Yams were $0.79/pound yesterday in my grocery store, which must mean that they are coming into season. And now it’s September (how can this be!?). As soon as the air is a little cooler at night and you start to see the leaves turning color or falling – here and there they are doing that already in Virginia! – it’s time to think about the fall recipes.
Yam soup is one of my favorites. I first had it a few years ago when Mario, the “Villa Lunch” chef at the hotel where I worked, included it in his buffet. This is Mario in his glory. It was a nice hotel.
Unlike most cooks, Mario was out on the floor daily. He made all the food for Villa Lunch starting at 7am, then came upstairs with it at noon and personally sliced the meat and spooned the sides onto the plates of very happy guests. He is talented, personable, kind and funny – absolutely perfect for this job. He often made up a plate for me as he was breaking down the buffet table around 2pm. It would include whatever I wanted from that day’s items, quite a nice perk! He knows how much the guests loved him from the stack of comment cards collected over the years that sing his praises. I hope he takes those out of his desk and reads them now and then.
Mario’s yam soup was a guest favorite – out-of-this-world flavor, but so simple.
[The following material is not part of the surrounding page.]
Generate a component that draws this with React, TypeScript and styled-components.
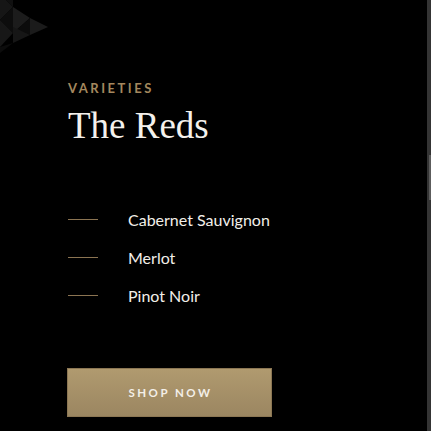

If you were preparing lunch for 40-50 people every day including a soup, a salad, a main dish (and associated sauce or accompaniment) and two hot sides, various cold salads and a cheese and charcuterie board, and you had a total of five hours to get everything ready, you would keep it simple too.
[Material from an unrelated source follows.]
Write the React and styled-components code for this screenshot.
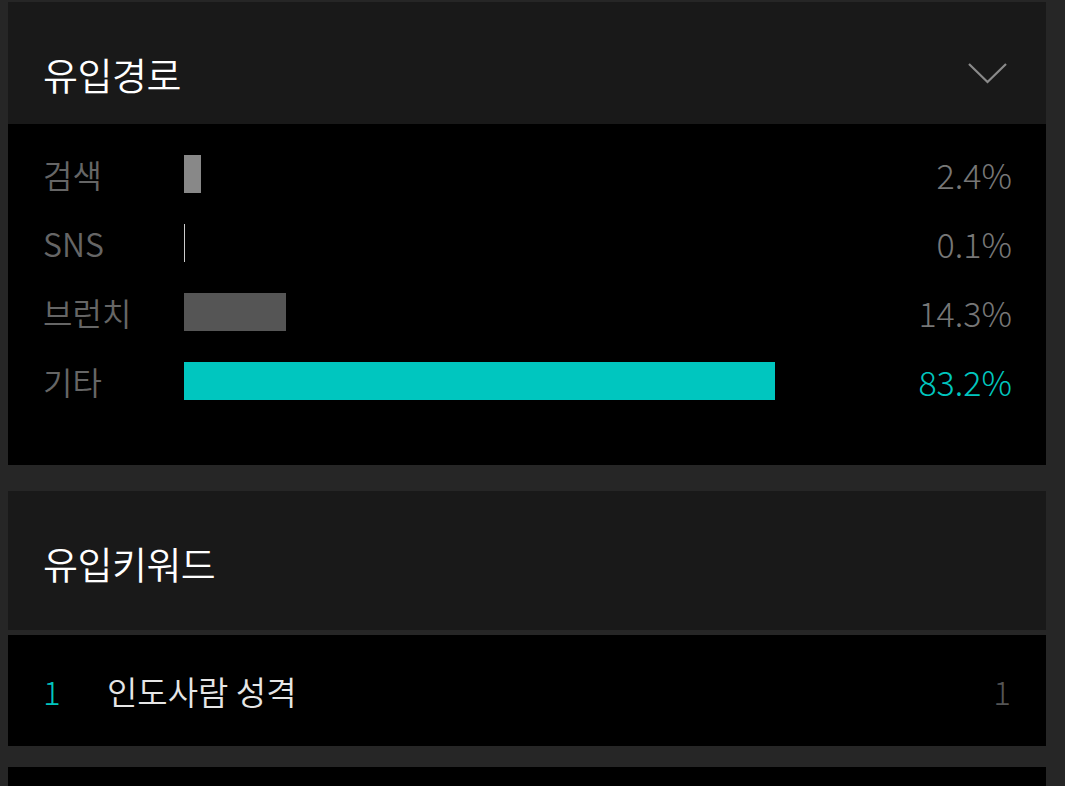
import React from "react";
import styled, { createGlobalStyle } from "styled-components";

const GlobalStyle = createGlobalStyle`
  html, body {
    margin: 0;
    padding: 0;
    background: #262626;
  }
  body {
    font-family: "Noto Sans CJK KR", "Noto Sans", sans-serif;
  }
`;

const Page = styled.div`
  padding: 2px 19px 0 8px;
  display: flex;
  flex-direction: column;
  min-height: 786px;
  box-sizing: border-box;
`;

const Section = styled.section`
  display: flex;
  flex-direction: column;
  margin-bottom: ${(p) => p.gap || 0}px;
`;

const Header = styled.div`
  height: ${(p) => p.h}px;
  background: #191919;
  display: flex;
  align-items: center;
  justify-content: space-between;
  padding: ${(p) => p.pt || 0}px 38px 0 35px;
  box-sizing: border-box;
`;

const Title = styled.h2`
  margin: 0;
  font-size: 38px;
  font-weight: 350;
  color: #ffffff;
  letter-spacing: -0.5px;
`;

const Chevron = styled.svg`
  width: 40px;
  height: 24px;
  display: block;
`;

const Body = styled.div`
  background: #000;
  padding: 31px 34px 65px 35px;
  display: flex;
  flex-direction: column;
  gap: 31px;
`;

const Row = styled.div`
  display: flex;
  align-items: center;
  height: 38px;
`;

const Label = styled.span`
  width: 141px;
  flex: none;
  font-size: 32px;
  font-weight: 350;
  color: #666;
`;

const Track = styled.div`
  flex: 1;
  height: 38px;
  display: flex;
`;

const Bar = styled.div`
  height: 100%;
  background: ${(p) => p.color};
`;

const Value = styled.span`
  font-size: 34px;
  font-weight: 300;
  color: ${(p) => (p.active ? "#00c6bf" : "#777")};
`;

const Divider = styled.div`
  height: 5px;
  background: #262626;
`;

const KeywordRow = styled.div`
  background: #000;
  height: 111px;
  display: flex;
  align-items: center;
  padding: 0 35px 0 35px;
  box-sizing: border-box;
`;

const Rank = styled.span`
  width: 64px;
  font-size: 33px;
  font-weight: 300;
  color: #00c6bf;
`;

const Keyword = styled.span`
  flex: 1;
  font-size: 33px;
  font-weight: 350;
  color: #e6e6e6;
`;

const Count = styled.span`
  font-size: 33px;
  font-weight: 300;
  color: #555;
`;

const Next = styled.div`
  background: #000;
  flex: 1;
`;

const sources = [
  { label: "검색", pct: 2.4, color: "#888" },
  { label: "SNS", pct: 0.1, color: "#ccc", min: 1 },
  { label: "브런치", pct: 14.3, color: "#555" },
  { label: "기타", pct: 83.2, color: "#00c6bf", active: true },
];

export default function App() {
  return (
    <>
      <GlobalStyle />
      <Page>
        <Section gap={26}>
          <Header h={122} pt={20}>
            <Title>유입경로</Title>
            <Chevron viewBox="0 0 40 24">
              <polyline
                points="1,3 19.5,21 38,3"
                fill="none"
                stroke="#8a8a8a"
                strokeWidth="2.2"
              />
            </Chevron>
          </Header>
          <Body>
            {sources.map((s) => (
              <Row key={s.label}>
                <Label>{s.label}</Label>
                <Track>
                  <Bar
                    color={s.color}
                    style={{ width: s.min ? `${s.min}px` : `${s.pct * 7.1}px` }}
                  />
                </Track>
                <Value active={s.active}>{s.pct}%</Value>
              </Row>
            ))}
          </Body>
        </Section>
        <Section gap={21}>
          <Header h={139} pt={3}>
            <Title>유입키워드</Title>
          </Header>
          <Divider />
          <KeywordRow>
            <Rank>1</Rank>
            <Keyword>인도사람 성격</Keyword>
            <Count>1</Count>
          </KeywordRow>
        </Section>
        <Next />
      </Page>
    </>
  );
}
I posted this recipe on July 19 (in The Cookbook Comes Out). Here it is again. Now’s the time to make it.
You might want to divide all the ingredients in half (and if you want to use three yams instead of two and a half, it won’t hurt anything). This recipe as it is makes a lot of soup. It freezes very well and I have always made it in this quantity, but you need a big pot. A really big pot. To get an idea if my regular Dutch oven would be big enough, I put the yams and onions in it, whole, and then tried to imagine having to add the oil, wine and a gallon of water. I don’t think so.
I had to bring out my big pot. It’s considerably bigger than my Dutch oven, bigger than I really need, but better to have more room in the pot than a quantity that is unwieldy at best and possibly might even spill over. My big pot is this big compared to my Dutch oven. It worked.
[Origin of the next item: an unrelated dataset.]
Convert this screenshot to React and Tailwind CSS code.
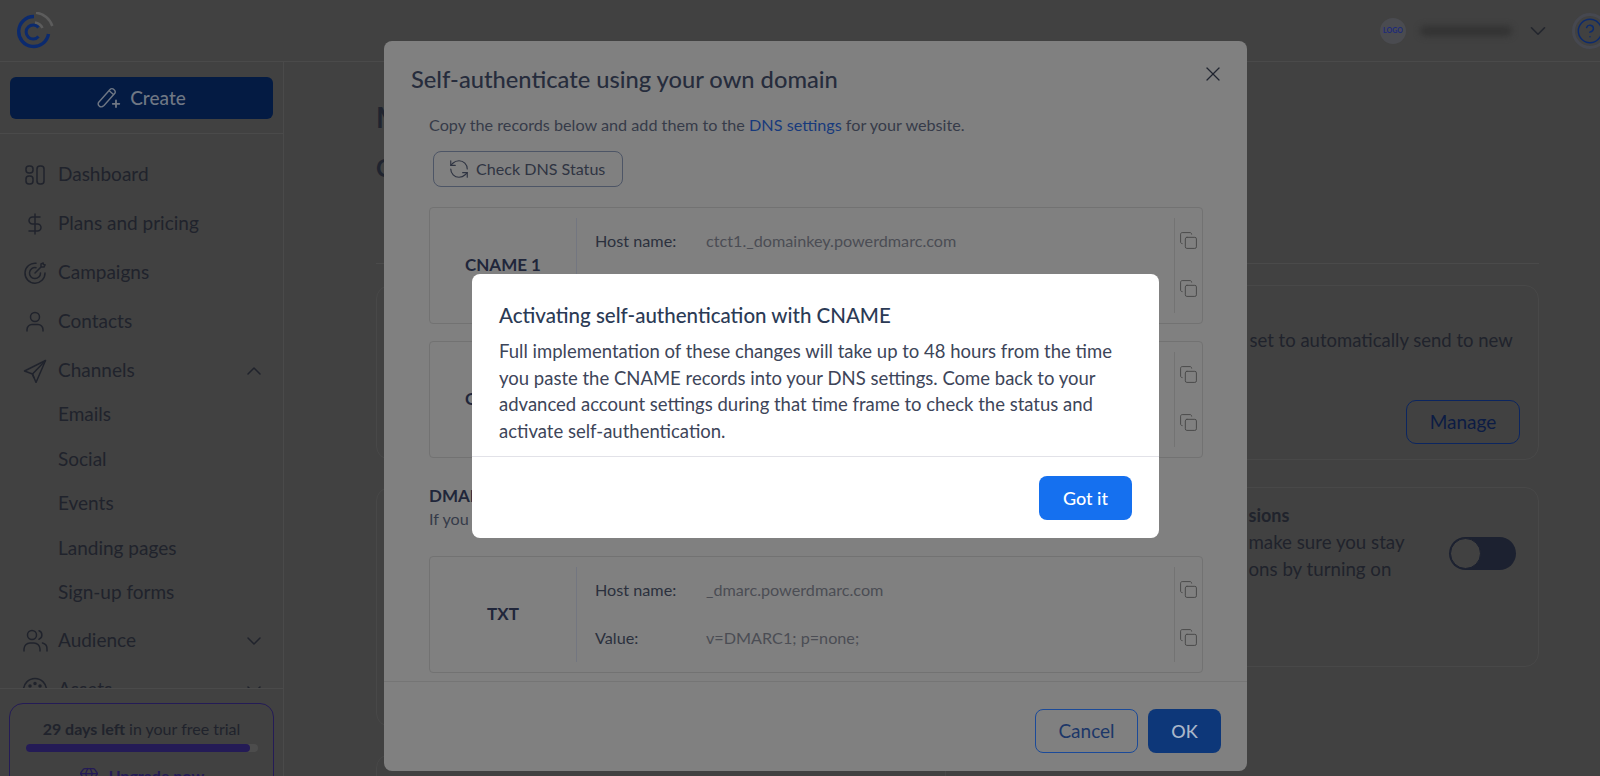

A pot midway in size between these two would have been perfect.
Having settled on the right pot, I started chopping. Those of you who are very sharp might have noticed that there are more than 5 onions in my pot in the photo above. Isn’t that the thing about recipes? They tell you 5 onions but not necessarily how big the onions are supposed to be.
I have Mario’s onions in my mind, the huge ones I saw him cutting up when he was making this soup. My onions are not huge. They are from my garden so I love them, but they are on the small side, so I used seven instead of five. Mario might have used ten of this size, but I’m going with seven. That’s the thing about onions. It doesn’t matter that much how many – more gives a stronger onion flavor, fewer gives not as strong an onion flavor. Your call.
(The yams look redder in this photo than they are.)
I put the cup of olive oil in the pot, turned the flame on low, and proceeded to chop up and add the onions to the oil. My onions were chopped like this. I chop them on a separate board – always have, this particular board for decades actually – because as much as I love onions, I don’t want their flavor/odor getting into the wood of my countertop and I don’t want the thing I cut up later (let’s say, watermelon) to pick up any of that flavor. It’s a small price to pay for the joy of chopping on a wooden surface.
The onions in the oil are a thing of beauty.
There are two ways to peel a yam. One way is with a peeler and the other is with a knife. The peeler works only if you have a good peeler. Even then, it is simply a matter of preference.
When it is peeled and the end is cut off, it looks like this.
I find it easier to slice it into thick wheels first, and then cut off the edges. For this I use my 10” chef’s knife. First make slices about ¾” thick.
Then, either in a small stack…
…or one by one, cut the edges off.
Then cut them into cubes…
… and put them in with the onions.
I turned it down to low and put a cover on to let this all soften. About 20 minutes went by before I remembered the wine. White wine, the recipe says. Talk about UN-EXACT! I guessed at a chardonnay. It also happened to be the first thing I pulled from my fridge. Chardonnay will work, I decided. Pollak is a local Virginia wine and a very nice vineyard to visit if you are in the area.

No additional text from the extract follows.